My husband decided that, when he fell in love with me, he was finally going to let me know that he is incapable of putting clothes away in drawers and that he becomes triggered by wasted food in the refrigerator. Very triggered. He also has to have music playing at all times — which is fine — but it’s literally all of the time.

Yes, love is messy and annoying, and it never hangs up its wet towel, like, ever.

Love is making each other laugh so hard doing spot-on impressions of each other that you come thisclose to wetting your pants.

Love is dark and gloomy some mornings. You each prepare to go out into the world when you really just want to pull the covers up over your head and sleep and sleep and sleep.

Love is easy. It’s like putting on your most cozy sweater or finding the perfect parking spot at Costco — on a weekend.

Love is excruciatingly hard because they are so stubborn and annoying and they have to be right all the time and they need to stop bossing you around or you are going to throw their shit on the lawn.

Love is making dinner. Sometimes it’s rushing around and heating up leftovers to save the “food waste” argument. Sometimes it’s putting your whole self into a recipe you’re sure they will love.

Love is when they don’t say anything snarky when you sing horribly off-key.

Love is breathing a sigh of relief when you hear that car come up the driveway, just as you were starting to worry.

Love is self-righteous, indignant, passionate anger over the dumbest things: paper towels, toilet lids, dirty socks, temperature control.

Love is so much inappropriate humor. Years of inappropriate humor.

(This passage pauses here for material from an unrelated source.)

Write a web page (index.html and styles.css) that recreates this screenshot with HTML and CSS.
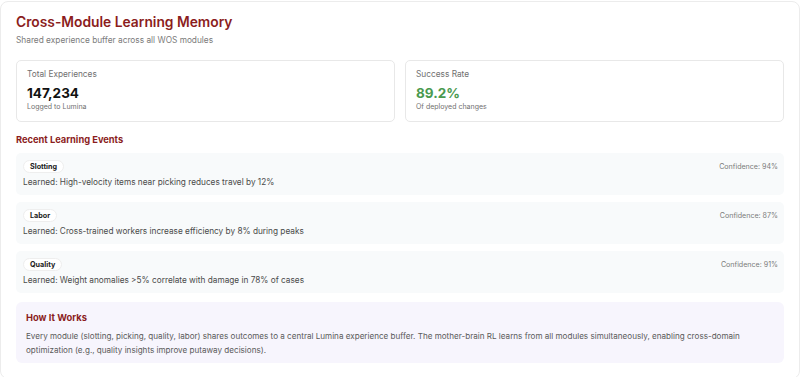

In front of the kids. And they don’t get it. Which is even more funny.

Love is not meshing for weeks. Not being able to find that groove of being a couple and working together, no matter how hard you try. Being grumpy and distant, but missing one another when you are each right there.

And then hanging on tight. And hanging on until maybe you just hold hands for a few quiet minutes, and there, you found your groove again.

Love is giving someone else the bigger piece of pie or the best piece of chicken. Not always. But sometimes.

Love is being wide awake to another person. Knowing them so well that you can interpret their sighs, their body language, their laughter, and their silence.

Love is doing shit you don’t want to do sometimes, and sucking it up because it makes them happy.

Love is knowing what they would want you to order them when they have gone to the restroom.

Love is the very depths of sadness. The hormones, the misunderstandings, the miscommunication, the lashing out. Oh my god, you hate them so much. Until you don’t anymore.

Love is knowing that they hate spaghetti, but that the kids love spaghetti, and so you make the spaghetti anyway, buy you throw a chicken breast in the oven because you’re feeling extra nice.

Love is naked. Good naked. Bad naked. Laying it all out after years and years, and they still think you are the most beautiful thing they’ve ever seen. And they tell you this. And you believe them.

Love is making plans together for when you are 95 and knowing that you will both try your best to make those plans happen.

It is also maybe having children with a person and those kids taking over your life. And then it’s really seeing each other amidst the chaos on some random Sunday morning over waffles.

Love is so many things for so many different people, good and bad and strange and always changing. But if you find that elusive thing, you need to hang onto it, because even when it’s the hardest thing that’s ever happened to you, it’s worth the ride.